Marilyn Wakefield, who voted yes to all at Woodstock Elementary, recalled years when the budget did not pass, and having to buy school supplies and provide transportation for her children, now grown. “I think that defeating the budget causes more problems,” she said.
Transportation in a huge district
Some said the low turnout reflected a relative lack of controversy over this year’s budget.
Bearsville resident Barry Price said he sees the lack of competition for the two open board seats as, in some ways, “a good sign.”
“I’m happy with the people who are there so I don’t have any complaints,” Price said of the board, which he described as “thankless work.” He was president of the board at Woodstock Day School, which his son attends. His daughter, a graduate of Onteora, “had a successful time here,” he said.
“Either it’s confidence or apathy,” said Tom Rinaldo in Phoenicia, where he has lived since 2002, adding that shrinking enrollment would put more pressure on the district to consolidate schools. “That could be a problem,” Rinaldo said.
William Wallace, who has a daughter and two step-daughters in school and declined to share how he voted, said one of his concerns is that the district might shut down Phoenicia Elementary, like West Hurley Elementary in 2004. (The closure of the West Hurley polling site this year caused some grumbles as well.)
Catherine Wildermuth, who taught in the former Head Start program on the Phoenicia campus and had children in the district in the seventies, also remembered the transportation problems that arose a year the budget was defeated.
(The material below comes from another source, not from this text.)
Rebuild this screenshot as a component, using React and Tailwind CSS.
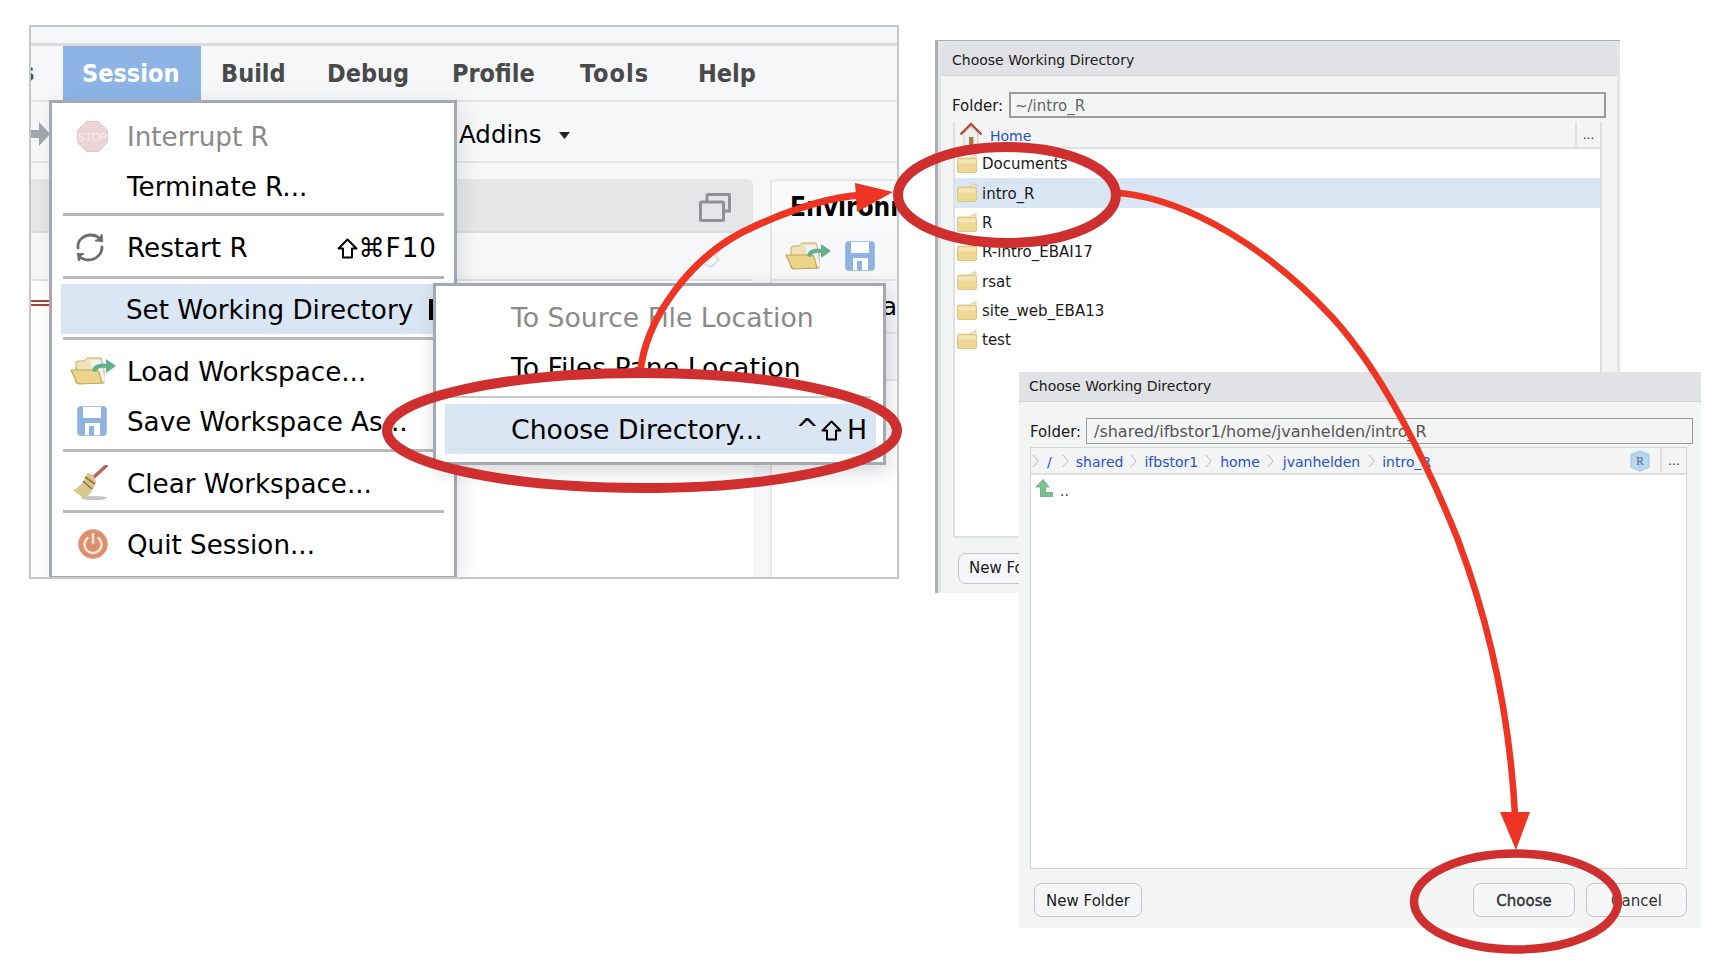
import React from "react";

const Stop = () => (
  <svg width="31" height="31" viewBox="0 0 31 31">
    <polygon points="9.5,0.5 21.5,0.5 30.5,9.5 30.5,21.5 21.5,30.5 9.5,30.5 0.5,21.5 0.5,9.5" fill="#ecd3d5" stroke="#e6c8ca" />
    <text x="15.5" y="20" textAnchor="middle" fontSize="11" fill="#f6eced" fontFamily="Liberation Sans, sans-serif">STOP</text>
  </svg>
);
const Refresh = () => (
  <svg width="29" height="31" viewBox="0 0 29 31" fill="none" stroke="#6e6e6e" strokeWidth="2.8" strokeLinecap="round">
    <path d="M3 16 C2 8 9 3 16 3 C20 3 22 4 24 6" />
    <path d="M27 15 C27 23 20 28 13 28 C10 28 8 27 6 26" />
    <path d="M21 8.5 L27 9 L26.5 3" strokeWidth="2.2" fill="#6e6e6e" />
    <path d="M8 22 L3 22 L4 28" strokeWidth="2.2" fill="#6e6e6e" />
  </svg>
);
const FolderOpen = () => (
  <svg width="46" height="28" viewBox="0 0 46 28">
    <path d="M6 11 L6 6 Q6 4 8 4 L14 4 L17 1 L31 1 L34 12 L34 26 L6 26 Z" fill="#efe2b8" stroke="#c6ae6a" strokeWidth="1" />
    <path d="M20 3 L31 3 L35 24 L24 24 Z" fill="#f1f2f2" />
    <path d="M1 13 L27 13 Q28 13 29 15 L32 26 L9 27 Q8 27 7 26 Z" fill="#ecd488" stroke="#c2a85f" strokeWidth="1.2" />
    <path d="M22 14 C23 8 28 6 36 7 L36 2 L46 9 L36 16 L36 11 C31 10 27 11 26 15 Z" fill="#62b08c" />
  </svg>
);
const Floppy = ({ s = 30 }) => (
  <svg width={s} height={s} viewBox="0 0 30 30">
    <rect x="0.5" y="0.5" width="29" height="29" rx="3" fill="#8fb3e0" stroke="#a9c3e6" />
    <rect x="6" y="1" width="18" height="11" fill="#fff" />
    <path d="M8 29 L8 17 L23 17 L23 29 Z" fill="#fff" />
    <rect x="12" y="20" width="5" height="9" fill="#8fb3e0" />
  </svg>
);
const Broom = () => (
  <svg width="36" height="36" viewBox="0 0 36 36">
    <ellipse cx="22" cy="33" rx="13" ry="2" fill="#c4c4c4" />
    <path d="M22 12 L34 1" stroke="#b0685a" strokeWidth="3.5" strokeLinecap="round" />
    <path d="M15 8 C20 8 24 13 24 17 C22 24 16 32 13 34 C8 31 4 27 1 25 C7 23 12 17 15 8 Z" fill="#d9c78f" />
    <path d="M13 12 L23 19 M11 16 L20 24" stroke="#8d7441" strokeWidth="1.6" />
  </svg>
);
const Power = () => (
  <svg width="30" height="30" viewBox="0 0 30 30" fill="none">
    <circle cx="15" cy="15" r="14.5" fill="#dc8f6b" stroke="#e2a88e" />
    <path d="M9.5 9 A8.5 8.5 0 1 0 20.5 9" stroke="#f6e2d6" strokeWidth="2.6" strokeLinecap="round" />
    <path d="M15 5 L15 14" stroke="#f6e2d6" strokeWidth="2.6" strokeLinecap="round" />
  </svg>
);
const Restore = () => (
  <svg width="32" height="29" viewBox="0 0 32 29" fill="none" stroke="#8f9195" strokeWidth="3">
    <path d="M8 9 L8 2 Q8 1.5 9 1.5 L30 1.5 Q30.5 1.5 30.5 2 L30.5 18 L24 18" />
    <rect x="1.5" y="9" width="23" height="18.5" rx="1" />
  </svg>
);
const Folder = () => (
  <svg width="20" height="19" viewBox="0 0 20 19" className="shrink-0">
    <path d="M1 4 L12 4 L19 0.5 L19 5 L1 6 Z" fill="#f0e6c4" stroke="#d6c68c" strokeWidth="0.8" />
    <rect x="0.5" y="4.5" width="19" height="14" rx="1.5" fill="#eed693" stroke="#dcc685" />
    <rect x="1.5" y="5.5" width="17" height="4" fill="#f5e6b6" />
  </svg>
);
const Home = () => (
  <svg width="24" height="26" viewBox="0 0 24 26">
    <path d="M5 11 L5 24 L19 24 L19 11 L12 5 Z" fill="#efefec" stroke="#c9c9c4" />
    <rect x="10" y="15" width="4.5" height="9" fill="#a87a4a" />
    <path d="M1.5 12.5 L12 2 L22.5 12.5" fill="none" stroke="#b04a3e" strokeWidth="2.4" />
  </svg>
);
const RCube = () => (
  <svg width="20" height="22" viewBox="0 0 20 22">
    <path d="M10 1 L19 4.5 L19 17.5 L10 21 L1 17.5 L1 4.5 Z" fill="#bcd8ee" stroke="#a3c5e2" />
    <path d="M1 4.5 L10 8 L19 4.5 M10 8 L10 21" fill="none" stroke="#a3c5e2" strokeWidth="0.8" />
    <text x="10" y="15" textAnchor="middle" fontSize="12" fill="#4e6e96" fontFamily="Liberation Serif, serif">R</text>
  </svg>
);
const UpArrow = () => (
  <svg width="18" height="18" viewBox="0 0 18 18">
    <path d="M1 8 L8 0.5 L14 8 L10.5 8 L10.5 13.5 L17.5 13.5 L17.5 17.5 L5.5 17.5 L5.5 8 Z" fill="#7bc08f" stroke="#5fa878" strokeWidth="0.8" />
  </svg>
);
const Chevron = ({ cls }) => (
  <svg width="7" height="14" viewBox="0 0 7 14" fill="none" stroke="#b9bcc0" className={cls}>
    <path d="M1 1 L6 7 L1 13" />
  </svg>
);
const ShiftKey = () => (
  <svg width="21" height="21" viewBox="0 0 21 21" fill="none" stroke="#000" strokeWidth="2" aria-label="shift" className="shrink-0">
    <path d="M10.5 1.5 L19.5 10.5 L15 10.5 L15 19.5 L6 19.5 L6 10.5 L1.5 10.5 Z" strokeLinejoin="round" />
  </svg>
);

const Sep = ({ cls }) => <div className={"h-[3px] ml-[11px] mr-[10px] bg-[#b9b9b9] " + cls} />;

const Row = ({ icon, label, shortcut, cls = "" }) => (
  <div className={"flex items-center h-[50px] " + cls}>
    <div className="w-[75px] pl-[25px] flex items-center">{icon}</div>
    <span className="flex-1 whitespace-nowrap pt-[3px]">{label}</span>
    {shortcut && <span className="pr-[17px] pt-[3px] whitespace-nowrap flex items-center">{shortcut}</span>}
  </div>
);

const MenuItem = ({ label, w, cls = "" }) => (
  <div className={"h-full flex items-center " + w + " " + cls}>{label}</div>
);

const SessionMenu = () => (
  <div className="absolute left-[18px] top-[73px] w-[408px] h-[479px] bg-white border-[3px] border-[#a4a8b3] pt-[8px] text-[26.2px] text-black shadow-[4px_4px_20px_rgba(0,0,0,0.1)]">
    <Row icon={<Stop />} label="Interrupt R" cls="text-[#8a8a8a]" />
    <Row label="Terminate R..." />
    <Sep cls="mt-[2px] mb-[6px]" />
    <Row icon={<span className="-ml-[2px]"><Refresh /></span>} label="Restart R" shortcut={<><ShiftKey /><span className="tracking-[1px]">⌘F10</span></>} />
    <Sep cls="mt-[4px] mb-[5px]" />
    <div className="flex items-center h-[50px] bg-[#dbe6f5] ml-[9px] overflow-hidden">
      <span className="pl-[65px] pt-[3px] whitespace-nowrap">Set Working Directory</span>
      <span className="ml-[16px] w-[8px] h-[21px] bg-black shrink-0" />
    </div>
    <Sep cls="mt-[3px] mb-[6px]" />
    <Row icon={<span className="-ml-[7px]"><FolderOpen /></span>} label="Load Workspace..." />
    <Row icon={<Floppy />} label="Save Workspace As..." />
    <Sep cls="mt-[3px] mb-[6px]" />
    <Row icon={<span className="-ml-[5px]"><Broom /></span>} label="Clear Workspace..." />
    <Sep cls="mt-[2px] mb-[6px]" />
    <Row icon={<span className="ml-[1px]"><Power /></span>} label="Quit Session..." />
  </div>
);

const SubMenu = () => (
  <div className="absolute left-[402px] top-[256px] w-[453px] h-[182px] bg-white border-[3px] border-[#a4a8b3] pt-[7px] text-[26.7px] text-black shadow-[2px_6px_18px_rgba(0,0,0,0.16)]">
    <div className="h-[50px] flex items-center pl-[75px] pt-[1px] text-[#8a8a8a] whitespace-nowrap">To Source File Location</div>
    <div className="h-[50px] flex items-center pl-[75px] pt-[1px] whitespace-nowrap">To Files Pane Location</div>
    <div className="h-[2px] mt-[3px] mb-[6px] ml-[9px] mr-[12px] bg-[#c8c8c8]" />
    <div className="h-[50px] ml-[9px] mr-[7px] bg-[#dbe6f5] flex items-center justify-between pl-[66px] pr-[9px] pt-[2px]">
      <span className="whitespace-nowrap">Choose Directory...</span>
      <span className="whitespace-nowrap flex items-center gap-[5px]"><span className="text-[28px] -mr-[3px]">^</span><ShiftKey /><span>H</span></span>
    </div>
  </div>
);

const RStudio = () => (
  <div className="absolute left-[29px] top-[25px] w-[870px] h-[554px] border-2 border-[#c6c7ca] bg-[#f6f7f9] flex flex-col overflow-hidden">
    <div className="h-[16px] shrink-0" />
    <div className="h-[3px] shrink-0 bg-[#dadbdd]" />
    <div className="h-[54px] shrink-0 flex items-center text-[25px] font-bold text-[#4a4a4a] font-['DejaVu_Sans_Condensed','DejaVu_Sans',sans-serif]">
      <div className="w-[32px] overflow-hidden"><span className="-ml-[10px] block">s</span></div>
      <MenuItem label="Session" w="w-[138px]" cls="bg-[#8eb4e6] text-white pl-[19px] pt-[2px]" />
      <MenuItem label="Build" w="w-[126px]" cls="pl-[20px] pt-[2px]" />
      <MenuItem label="Debug" w="w-[125px]" cls="pt-[2px]" />
      <MenuItem label="Profile" w="w-[128px]" cls="pt-[2px]" />
      <MenuItem label="Tools" w="w-[118px]" cls="pt-[2px] tracking-[1px]" />
      <MenuItem label="Help" w="w-[100px]" cls="pt-[2px]" />
    </div>
    <div className="h-[2px] shrink-0 bg-[#e3e4e6]" />
    <div className="h-[59px] shrink-0 flex items-center pt-[4px] text-[24.5px] text-black">
      <svg width="19" height="26" viewBox="0 0 19 26" className="shrink-0"><path d="M0 9 L8 9 L8 1 L19 13 L8 25 L8 17 L0 17 Z" fill="#a2a6b0" /></svg>
      <span className="ml-[409px] pt-[3px] whitespace-nowrap">Addins</span>
      <svg width="11" height="7" viewBox="0 0 11 7" className="ml-[17px] mt-[4px]"><path d="M0 0 L11 0 L5.5 7 Z" fill="#222" /></svg>
    </div>
    <div className="h-[2px] shrink-0 bg-[#e3e4e6]" />
    <div className="flex-1 flex mt-[16px] min-h-0">
      <div className="w-[722px] flex flex-col">
        <div className="h-[54px] shrink-0 bg-[#e5e6e8] rounded-tr-[6px] border-b-2 border-[#dcdddf] flex items-center justify-end pr-[22px] pt-[5px]">
          <Restore />
        </div>
        <div className="h-[48px] shrink-0 bg-[#f6f7f9] border-b-2 border-[#e3e4e6] flex items-center justify-end pr-[24px]">
          <svg width="28" height="24" viewBox="0 0 28 24" fill="none" stroke="#dedfe1" strokeWidth="2"><path d="M24 1 L14 12 M3 20 L12 10 L18 16 L10 23 Z" /></svg>
        </div>
        <div className="flex-1 bg-white" />
      </div>
      <div className="w-[17px] shrink-0" />
      <div className="flex-1 flex flex-col overflow-hidden border-l-2 border-[#e5e6e8]">
        <div className="h-[54px] shrink-0 rounded-tl-[6px] border-t-2 border-[#e5e6e8] bg-[#f9fafb] flex items-center pl-[18px] text-[26px] font-bold text-black whitespace-nowrap font-['DejaVu_Sans_Condensed','DejaVu_Sans',sans-serif]">Environment</div>
        <div className="h-[48px] shrink-0 border-b-2 border-[#e3e4e6] flex items-center pl-[13px] gap-[14px]">
          <FolderOpen />
          <Floppy />
        </div>
        <div className="h-[53px] shrink-0 border-b-2 border-[#e3e4e6] flex items-center justify-end text-[25px] text-black overflow-hidden">oa</div>
        <div className="h-[47px] shrink-0 border-b-2 border-[#e3e4e6]" />
        <div className="flex-1 bg-white" />
      </div>
    </div>
    <div className="absolute left-0 top-[273px] w-[18px] flex flex-col gap-[2px]">
      <div className="h-[2px] bg-[#b04038]" />
      <div className="h-[2px] bg-[#b04038]" />
    </div>
    <SessionMenu />
    <SubMenu />
  </div>
);

const FolderRow = ({ name, active }) => (
  <div className={"h-[29.33px] flex items-center pl-[2px] gap-[5px] text-[15px] " + (active ? "bg-[#dbe6f5]" : "")}>
    <Folder />
    <span className="pt-[2px]">{name}</span>
  </div>
);

const DialogBack = () => (
  <div className="absolute left-[935px] top-[40px] w-[685px] h-[553px] bg-[#e4e5e7] border-l-[3px] border-t border-[#aeafb2] pl-[3px] pt-[3px] pr-[3px] text-[14px] text-[#1a1a1a]">
    <div className="h-full bg-[#f3f4f4] rounded-t-[6px] flex flex-col overflow-hidden">
      <div className="h-[32px] shrink-0 bg-[#e1e2e6] border-b border-[#d5d6d8] flex items-center pl-[11px] pt-[2px]">Choose Working Directory</div>
      <div className="flex items-center h-[26px] mt-[16px] ml-[11px] mr-[11px] gap-[2px] text-[15px]">
        <span className="w-[55px] pt-[2px]">Folder:</span>
        <div className="flex-1 h-full border-2 border-[#9a9b9b] flex items-center pl-[4px] pt-[2px] text-[#666]">~/intro_R</div>
      </div>
      <div className="mt-[4px] ml-[12px] mr-[15px] h-[416px] border-2 border-[#dfe1e1] border-t-0 bg-white flex flex-col">
        <div className="h-[27px] shrink-0 bg-[#f3f5f5] border-b-2 border-[#dfe1e1] flex items-center">
          <div className="flex-1 flex items-center pl-[4px] gap-[7px] text-[#2a4fcf]"><Home /><span className="pt-[3px]">Home</span></div>
          <div className="w-[25px] h-full border-l-2 border-[#dfe1e1] flex items-center justify-center text-[#333] text-[12px]">...</div>
        </div>
        <FolderRow name="Documents" />
        <FolderRow name="intro_R" active />
        <FolderRow name="R" />
        <FolderRow name="R-intro_EBAI17" />
        <FolderRow name="rsat" />
        <FolderRow name="site_web_EBA13" />
        <FolderRow name="test" />
      </div>
      <div className="mt-[15px] ml-[17px]">
        <div className="h-[31px] w-[110px] border border-[#c3c5c7] rounded-[8px] bg-[#f5f6f8] flex items-center pl-[10px] text-[15px]">New Folder</div>
      </div>
    </div>
  </div>
);

const Crumb = ({ label, cls }) => <span className={"text-[#2a4fcf] " + cls}>{label}</span>;

const Btn = ({ label, cls }) => (
  <div className={"h-[34px] border border-[#c3c5c7] rounded-[8px] bg-[#f5f6f8] flex items-center justify-center pt-[3px] text-[15px] " + cls}>{label}</div>
);

const DialogFront = () => (
  <div className="absolute left-[1019px] top-[372px] w-[682px] h-[556px] bg-[#f3f4f4] flex flex-col text-[14px] text-[#1a1a1a]">
    <div className="h-[30px] shrink-0 bg-[#e1e2e6] border-b border-[#d5d6d8] flex items-center pl-[10px]">Choose Working Directory</div>
    <div className="flex items-center h-[26px] mt-[16px] ml-[11px] mr-[8px] text-[15px]">
      <span className="w-[56px] pt-[2px]">Folder:</span>
      <div className="flex-1 h-full border border-[#9a9b9b] flex items-center pl-[7px] pt-[2px] text-[#555] text-[16px]">/shared/ifbstor1/home/jvanhelden/intro_R</div>
    </div>
    <div className="mt-[3px] ml-[11px] mr-[14px] flex-1 flex flex-col border border-[#d4d6d6] bg-white">
      <div className="h-[27px] shrink-0 bg-[#f3f5f5] border-b-2 border-[#dfe1e1] flex items-center">
        <div className="flex-1 flex items-center whitespace-nowrap">
          <Chevron cls="ml-[1px]" />
          <Crumb label="/" cls="ml-[8px] pt-[3px]" />
          <Chevron cls="ml-[10px]" />
          <Crumb label="shared" cls="ml-[7px] pt-[3px]" />
          <Chevron cls="ml-[7px]" />
          <Crumb label="ifbstor1" cls="ml-[7px] pt-[3px]" />
          <Chevron cls="ml-[7px]" />
          <Crumb label="home" cls="ml-[8px] pt-[3px]" />
          <Chevron cls="ml-[7px]" />
          <Crumb label="jvanhelden" cls="ml-[9px] pt-[3px]" />
          <Chevron cls="ml-[8px]" />
          <Crumb label="intro_R" cls="ml-[7px] pt-[3px]" />
          <div className="ml-auto mr-[10px]"><RCube /></div>
        </div>
        <div className="w-[26px] h-full border-l-2 border-[#dfe1e1] flex items-center justify-center text-[#333] text-[12px]">...</div>
      </div>
      <div className="flex items-start pl-[4px] pt-[4px] gap-[7px]">
        <UpArrow />
        <span className="leading-[24px] text-[#333]">..</span>
      </div>
    </div>
    <div className="h-[59px] shrink-0 flex items-start pt-[14px] pl-[15px] pr-[14px]">
      <Btn label="New Folder" cls="w-[108px]" />
      <Btn label="Choose" cls="w-[102px] ml-auto text-[#333] [-webkit-text-stroke:0.4px_#333]" />
      <Btn label="Cancel" cls="w-[101px] ml-[11px] text-[#333]" />
    </div>
  </div>
);

const Annotations = () => (
  <svg width="1718" height="962" viewBox="0 0 1718 962" className="absolute left-0 top-0 pointer-events-none" fill="none">
    <path d="M640 374 C645 320 690 255 753 227 C790 210 830 197 862 195" stroke="#ee3524" strokeWidth="7" />
    <polygon points="855,183 893,192 857,212" fill="#ee3524" />
    <path d="M1120 193 C1190 200 1270 250 1332 317 C1385 375 1430 470 1458 540 C1490 625 1510 720 1515 815" stroke="#ee3524" strokeWidth="6.5" />
    <polygon points="1500,812 1530,812 1516,850" fill="#ee3524" />
    <ellipse cx="642" cy="430.5" rx="255" ry="57.5" stroke="#cf2f2f" strokeWidth="10" />
    <ellipse cx="1007" cy="195" rx="109" ry="48" stroke="#cf2f2f" strokeWidth="10" />
    <ellipse cx="1516" cy="901.5" rx="102" ry="48" stroke="#cf2f2f" strokeWidth="8.5" />
  </svg>
);

export default function App() {
  return (
    <div className="relative w-[1718px] h-[962px] bg-white overflow-hidden font-['DejaVu_Sans',sans-serif]">
      <RStudio />
      <DialogBack />
      <DialogFront />
      <Annotations />
    </div>
  );
}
For the upcoming budget, bussing costs jumped around 30 percent as part of the district’s contract with new provider First Student, which is offering staggered $2000 signing bonuses in an effort to attract and keep bus drivers amid a national shortage. The logistical challenges that it, like Birnie bus company before it, is likely to face, are compounded by Onteora’s topographical size, one of the largest areas in the state, all the more reason not to close a school, Wildermuth said. “I think the closer [the students] are to where they live the better,” she said.
Even now, the trip from Bellayre Mountain, the westernmost edge of the district, can be a challenge, especially for younger students, according to Becca Frank, a pediatric occupational therapist on the Committee for Preschool Special Education who works with young children in the district. “I think it’s good that they have a [special education] program in each school,” Frank said, adding, “some students have to ride the bus for a really long time for their age.”
“My base hope is that Phoenicia stays open,” she said.
The board’s agenda for its meeting during the vote included an hour-long presentation by consultant Kevin Baughman on “school utilization and configuration,” whose handout detailing the scope of services provided included “possible re-purpose (uses) of any possible closed building.”
Summarizing Baughman’s presentation, board vice-president Laurie Osmond said “very often he will include doing nothing or keeping the status quo.”
Osmond said closing a school can have a “resounding impact” across the community, and that it “is something the district should do very cautiously and only after exploring all the options.”